With that sorted, and our whistle wetted, we ask about the origins of the sequel, when it was first conceived, and what became of the ill-fated TV series continuation?
“We always wanted it to be a riffable franchise, where we just sort of riff endlessly for as long as people will continue to allow us to make these movies. ‘World Building’ is a bit of a cliché but that’s what we wanted to do, because I grew up watching Star Wars and all that kind of stuff. And I love the world of Evil Dead. I love the world George Miller set up with Mad Max, and quite frankly we just got the sh–ts with waiting for him to make another film, so we just thought, ‘Oh well, let’s just shoot one in our backyard – and Wyrmwood happened.

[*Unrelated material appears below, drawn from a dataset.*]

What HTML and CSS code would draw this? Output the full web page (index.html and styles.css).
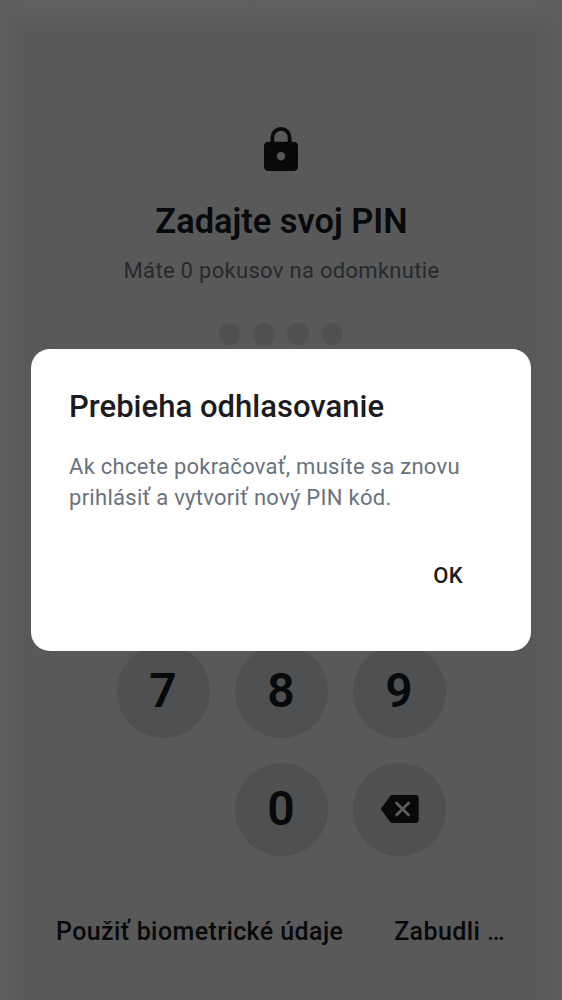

“So we always wanted a sequel. Ironically, the opening scene in Wyrmwood: Apocalypse that you will see, it’s the post-title sequence. The title comes up and then we open with this man alone in an electrified enclosure with a fence around it, and all these zombies trying to get in. And he’s got a zombie that’s attached to and runs his BBQ, and he’s got a zombie tied up to a stake that he uses for boxing practice. It’s got a birdcage around its head so it doesn’t bite him. So that scene was written 12 years ago. That’s the first thing we wrote for Wyrmwood.
“And we did have a TV series planned,” he continues. “After we made the first one I just wanted to try television, but it had to be good. It’s like if we can’t make Breaking Bad with zombies, then what the f—k’s the point? If we can’t make the greatest ever zombie television series then we don’t want to do it.
“So we wrote the pilot and we wrote a very detailed pitch bible and we shopped it around. We went over to LA and talked to a bunch of good companies and I realised quickly that a) the television world is very hard to crack, and b) we weren’t going to get a budget that I was confident with to be able to make it the best ever. But then I knew that if we made a film I could knock it out of the park, so we just went back to the idea of making a feature, and I’m really glad we did.
“You get to the end of a thing and you kind of know if it kicks arse or not,” he adds. “Like, the public will decide whether they like it and whether it will make money. And the reviewers will decide how good it is. But really, all of that doesn’t matter because I love the film. I’ve seen it 150 times now and I’m like, ‘This is fine, there’s nothing wrong with it.‘ If you make a film that you’re proud of … you’re 80 per cent there, ya know? So I’m pretty happy with what we’ve done.”
We couldn’t let Kiah go without asking about an inevitable third instalment, to which he responds with amusement, “Heaps of people are like, ‘When’s 3 coming out?’ And that’s the funny thing of the film – you spend four years making it and you break your butt, and the first question is, ‘When’s 3 coming out?’ It’s like, give me a break! Let the wounds heal from the last one. But to be honest with you man, yeah, I’m raring to go. I’d love to make Wyrmwood 3. I’ve already started jotting down ideas. Like I said, as long as they keep letting me do it, I’ll do it.”